WHAT IS NEEDED. Your task is to give the data again, exactly, with every line intact.
[start]
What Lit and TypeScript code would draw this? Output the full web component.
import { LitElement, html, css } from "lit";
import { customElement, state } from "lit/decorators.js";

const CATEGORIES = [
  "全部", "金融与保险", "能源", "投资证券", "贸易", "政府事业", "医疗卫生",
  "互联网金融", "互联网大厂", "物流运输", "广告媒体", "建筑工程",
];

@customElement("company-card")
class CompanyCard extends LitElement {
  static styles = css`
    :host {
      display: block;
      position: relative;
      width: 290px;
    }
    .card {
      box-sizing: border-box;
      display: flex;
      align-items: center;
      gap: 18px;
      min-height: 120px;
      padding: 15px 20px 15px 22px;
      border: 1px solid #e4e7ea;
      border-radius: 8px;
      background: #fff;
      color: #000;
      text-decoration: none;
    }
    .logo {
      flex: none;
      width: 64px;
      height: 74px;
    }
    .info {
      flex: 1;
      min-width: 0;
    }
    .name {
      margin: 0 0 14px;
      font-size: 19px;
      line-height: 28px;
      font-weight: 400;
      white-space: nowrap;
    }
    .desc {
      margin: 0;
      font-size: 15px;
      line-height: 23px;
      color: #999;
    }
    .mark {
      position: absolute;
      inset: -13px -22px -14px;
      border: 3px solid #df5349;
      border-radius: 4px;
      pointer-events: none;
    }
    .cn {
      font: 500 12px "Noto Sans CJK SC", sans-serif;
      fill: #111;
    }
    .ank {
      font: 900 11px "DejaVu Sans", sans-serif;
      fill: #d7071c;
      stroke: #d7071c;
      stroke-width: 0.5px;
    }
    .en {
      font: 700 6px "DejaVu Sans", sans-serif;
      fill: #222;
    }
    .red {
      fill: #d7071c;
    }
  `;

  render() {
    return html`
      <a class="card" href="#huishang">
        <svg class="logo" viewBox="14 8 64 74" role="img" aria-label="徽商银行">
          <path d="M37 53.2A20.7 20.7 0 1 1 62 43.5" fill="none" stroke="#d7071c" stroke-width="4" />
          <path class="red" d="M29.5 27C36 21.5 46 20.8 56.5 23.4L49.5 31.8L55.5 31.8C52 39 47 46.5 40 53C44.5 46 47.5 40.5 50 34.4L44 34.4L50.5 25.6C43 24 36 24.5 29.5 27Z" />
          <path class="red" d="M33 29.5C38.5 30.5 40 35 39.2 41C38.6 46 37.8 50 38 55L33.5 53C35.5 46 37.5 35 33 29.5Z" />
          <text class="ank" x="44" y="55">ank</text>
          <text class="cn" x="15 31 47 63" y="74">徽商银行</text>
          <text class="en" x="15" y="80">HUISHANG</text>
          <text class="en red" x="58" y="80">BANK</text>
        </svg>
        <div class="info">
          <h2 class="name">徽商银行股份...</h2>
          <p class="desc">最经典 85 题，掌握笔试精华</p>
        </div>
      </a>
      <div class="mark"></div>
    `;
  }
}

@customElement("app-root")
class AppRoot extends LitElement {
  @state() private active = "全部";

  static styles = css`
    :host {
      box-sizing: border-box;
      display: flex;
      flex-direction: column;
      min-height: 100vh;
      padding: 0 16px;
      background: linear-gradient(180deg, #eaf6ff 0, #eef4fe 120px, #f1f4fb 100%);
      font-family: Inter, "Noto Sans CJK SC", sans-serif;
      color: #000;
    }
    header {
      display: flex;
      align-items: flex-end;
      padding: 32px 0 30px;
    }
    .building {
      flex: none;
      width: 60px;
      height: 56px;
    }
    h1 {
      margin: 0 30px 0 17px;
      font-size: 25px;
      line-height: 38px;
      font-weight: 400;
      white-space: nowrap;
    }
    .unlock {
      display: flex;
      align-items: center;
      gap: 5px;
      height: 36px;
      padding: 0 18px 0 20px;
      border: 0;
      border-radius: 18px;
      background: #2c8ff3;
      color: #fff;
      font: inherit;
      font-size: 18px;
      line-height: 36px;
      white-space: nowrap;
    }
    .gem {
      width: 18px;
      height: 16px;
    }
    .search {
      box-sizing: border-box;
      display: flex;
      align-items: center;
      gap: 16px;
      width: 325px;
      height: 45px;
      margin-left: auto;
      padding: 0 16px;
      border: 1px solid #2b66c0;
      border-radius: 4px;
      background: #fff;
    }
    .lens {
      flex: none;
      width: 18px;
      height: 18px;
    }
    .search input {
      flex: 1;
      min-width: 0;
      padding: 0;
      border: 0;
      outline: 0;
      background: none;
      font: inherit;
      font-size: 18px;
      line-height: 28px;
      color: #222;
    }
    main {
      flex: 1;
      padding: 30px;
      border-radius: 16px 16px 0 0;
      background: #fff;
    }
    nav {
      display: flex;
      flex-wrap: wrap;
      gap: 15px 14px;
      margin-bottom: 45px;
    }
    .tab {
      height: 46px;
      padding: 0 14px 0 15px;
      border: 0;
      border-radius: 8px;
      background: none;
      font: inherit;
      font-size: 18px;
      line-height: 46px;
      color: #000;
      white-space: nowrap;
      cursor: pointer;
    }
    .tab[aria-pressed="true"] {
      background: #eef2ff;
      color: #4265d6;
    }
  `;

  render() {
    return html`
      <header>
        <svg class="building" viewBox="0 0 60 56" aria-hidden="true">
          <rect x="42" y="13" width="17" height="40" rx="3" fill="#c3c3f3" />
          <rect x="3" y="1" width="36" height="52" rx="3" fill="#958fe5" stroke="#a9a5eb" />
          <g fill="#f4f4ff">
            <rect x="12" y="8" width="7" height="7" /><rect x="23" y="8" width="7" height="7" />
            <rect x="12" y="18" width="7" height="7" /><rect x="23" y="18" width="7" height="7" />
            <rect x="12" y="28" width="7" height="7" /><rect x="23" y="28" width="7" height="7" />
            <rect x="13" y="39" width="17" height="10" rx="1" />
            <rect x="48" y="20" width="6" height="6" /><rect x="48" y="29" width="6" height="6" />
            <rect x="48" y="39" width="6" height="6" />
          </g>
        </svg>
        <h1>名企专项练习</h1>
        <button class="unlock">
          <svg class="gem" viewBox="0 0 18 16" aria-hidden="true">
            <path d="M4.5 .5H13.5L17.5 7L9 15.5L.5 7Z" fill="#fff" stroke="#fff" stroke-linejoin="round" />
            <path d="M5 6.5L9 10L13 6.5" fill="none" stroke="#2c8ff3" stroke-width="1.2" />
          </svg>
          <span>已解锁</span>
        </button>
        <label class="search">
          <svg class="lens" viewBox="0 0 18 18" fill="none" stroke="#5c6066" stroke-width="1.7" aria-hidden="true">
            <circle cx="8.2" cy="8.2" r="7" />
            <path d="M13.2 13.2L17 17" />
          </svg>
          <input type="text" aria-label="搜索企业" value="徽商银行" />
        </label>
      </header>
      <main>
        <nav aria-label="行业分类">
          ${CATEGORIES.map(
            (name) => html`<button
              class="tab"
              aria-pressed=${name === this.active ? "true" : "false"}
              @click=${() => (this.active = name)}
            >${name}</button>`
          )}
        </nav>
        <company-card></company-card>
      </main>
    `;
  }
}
[end]
RESPONSE TO THIS EXERCISE.
What Lit and TypeScript code would draw this? Output the full web component.
import { LitElement, html, css } from "lit";
import { customElement, state } from "lit/decorators.js";

const CATEGORIES = [
  "全部", "金融与保险", "能源", "投资证券", "贸易", "政府事业", "医疗卫生",
  "互联网金融", "互联网大厂", "物流运输", "广告媒体", "建筑工程",
];

@customElement("company-card")
class CompanyCard extends LitElement {
  static styles = css`
    :host {
      display: block;
      position: relative;
      width: 290px;
    }
    .card {
      box-sizing: border-box;
      display: flex;
      align-items: center;
      gap: 18px;
      min-height: 120px;
      padding: 15px 20px 15px 22px;
      border: 1px solid #e4e7ea;
      border-radius: 8px;
      background: #fff;
      color: #000;
      text-decoration: none;
    }
    .logo {
      flex: none;
      width: 64px;
      height: 74px;
    }
    .info {
      flex: 1;
      min-width: 0;
    }
    .name {
      margin: 0 0 14px;
      font-size: 19px;
      line-height: 28px;
      font-weight: 400;
      white-space: nowrap;
    }
    .desc {
      margin: 0;
      font-size: 15px;
      line-height: 23px;
      color: #999;
    }
    .mark {
      position: absolute;
      inset: -13px -22px -14px;
      border: 3px solid #df5349;
      border-radius: 4px;
      pointer-events: none;
    }
    .cn {
      font: 500 12px "Noto Sans CJK SC", sans-serif;
      fill: #111;
    }
    .ank {
      font: 900 11px "DejaVu Sans", sans-serif;
      fill: #d7071c;
      stroke: #d7071c;
      stroke-width: 0.5px;
    }
    .en {
      font: 700 6px "DejaVu Sans", sans-serif;
      fill: #222;
    }
    .red {
      fill: #d7071c;
    }
  `;

  render() {
    return html`
      <a class="card" href="#huishang">
        <svg class="logo" viewBox="14 8 64 74" role="img" aria-label="徽商银行">
          <path d="M37 53.2A20.7 20.7 0 1 1 62 43.5" fill="none" stroke="#d7071c" stroke-width="4" />
          <path class="red" d="M29.5 27C36 21.5 46 20.8 56.5 23.4L49.5 31.8L55.5 31.8C52 39 47 46.5 40 53C44.5 46 47.5 40.5 50 34.4L44 34.4L50.5 25.6C43 24 36 24.5 29.5 27Z" />
          <path class="red" d="M33 29.5C38.5 30.5 40 35 39.2 41C38.6 46 37.8 50 38 55L33.5 53C35.5 46 37.5 35 33 29.5Z" />
          <text class="ank" x="44" y="55">ank</text>
          <text class="cn" x="15 31 47 63" y="74">徽商银行</text>
          <text class="en" x="15" y="80">HUISHANG</text>
          <text class="en red" x="58" y="80">BANK</text>
        </svg>
        <div class="info">
          <h2 class="name">徽商银行股份...</h2>
          <p class="desc">最经典 85 题，掌握笔试精华</p>
        </div>
      </a>
      <div class="mark"></div>
    `;
  }
}

@customElement("app-root")
class AppRoot extends LitElement {
  @state() private active = "全部";

  static styles = css`
    :host {
      box-sizing: border-box;
      display: flex;
      flex-direction: column;
      min-height: 100vh;
      padding: 0 16px;
      background: linear-gradient(180deg, #eaf6ff 0, #eef4fe 120px, #f1f4fb 100%);
      font-family: Inter, "Noto Sans CJK SC", sans-serif;
      color: #000;
    }
    header {
      display: flex;
      align-items: flex-end;
      padding: 32px 0 30px;
    }
    .building {
      flex: none;
      width: 60px;
      height: 56px;
    }
    h1 {
      margin: 0 30px 0 17px;
      font-size: 25px;
      line-height: 38px;
      font-weight: 400;
      white-space: nowrap;
    }
    .unlock {
      display: flex;
      align-items: center;
      gap: 5px;
      height: 36px;
      padding: 0 18px 0 20px;
      border: 0;
      border-radius: 18px;
      background: #2c8ff3;
      color: #fff;
      font: inherit;
      font-size: 18px;
      line-height: 36px;
      white-space: nowrap;
    }
    .gem {
      width: 18px;
      height: 16px;
    }
    .search {
      box-sizing: border-box;
      display: flex;
      align-items: center;
      gap: 16px;
      width: 325px;
      height: 45px;
      margin-left: auto;
      padding: 0 16px;
      border: 1px solid #2b66c0;
      border-radius: 4px;
      background: #fff;
    }
    .lens {
      flex: none;
      width: 18px;
      height: 18px;
    }
    .search input {
      flex: 1;
      min-width: 0;
      padding: 0;
      border: 0;
      outline: 0;
      background: none;
      font: inherit;
      font-size: 18px;
      line-height: 28px;
      color: #222;
    }
    main {
      flex: 1;
      padding: 30px;
      border-radius: 16px 16px 0 0;
      background: #fff;
    }
    nav {
      display: flex;
      flex-wrap: wrap;
      gap: 15px 14px;
      margin-bottom: 45px;
    }
    .tab {
      height: 46px;
      padding: 0 14px 0 15px;
      border: 0;
      border-radius: 8px;
      background: none;
      font: inherit;
      font-size: 18px;
      line-height: 46px;
      color: #000;
      white-space: nowrap;
      cursor: pointer;
    }
    .tab[aria-pressed="true"] {
      background: #eef2ff;
      color: #4265d6;
    }
  `;

  render() {
    return html`
      <header>
        <svg class="building" viewBox="0 0 60 56" aria-hidden="true">
          <rect x="42" y="13" width="17" height="40" rx="3" fill="#c3c3f3" />
          <rect x="3" y="1" width="36" height="52" rx="3" fill="#958fe5" stroke="#a9a5eb" />
          <g fill="#f4f4ff">
            <rect x="12" y="8" width="7" height="7" /><rect x="23" y="8" width="7" height="7" />
            <rect x="12" y="18" width="7" height="7" /><rect x="23" y="18" width="7" height="7" />
            <rect x="12" y="28" width="7" height="7" /><rect x="23" y="28" width="7" height="7" />
            <rect x="13" y="39" width="17" height="10" rx="1" />
            <rect x="48" y="20" width="6" height="6" /><rect x="48" y="29" width="6" height="6" />
            <rect x="48" y="39" width="6" height="6" />
          </g>
        </svg>
        <h1>名企专项练习</h1>
        <button class="unlock">
          <svg class="gem" viewBox="0 0 18 16" aria-hidden="true">
            <path d="M4.5 .5H13.5L17.5 7L9 15.5L.5 7Z" fill="#fff" stroke="#fff" stroke-linejoin="round" />
            <path d="M5 6.5L9 10L13 6.5" fill="none" stroke="#2c8ff3" stroke-width="1.2" />
          </svg>
          <span>已解锁</span>
        </button>
        <label class="search">
          <svg class="lens" viewBox="0 0 18 18" fill="none" stroke="#5c6066" stroke-width="1.7" aria-hidden="true">
            <circle cx="8.2" cy="8.2" r="7" />
            <path d="M13.2 13.2L17 17" />
          </svg>
          <input type="text" aria-label="搜索企业" value="徽商银行" />
        </label>
      </header>
      <main>
        <nav aria-label="行业分类">
          ${CATEGORIES.map(
            (name) => html`<button
              class="tab"
              aria-pressed=${name === this.active ? "true" : "false"}
              @click=${() => (this.active = name)}
            >${name}</button>`
          )}
        </nav>
        <company-card></company-card>
      </main>
    `;
  }
}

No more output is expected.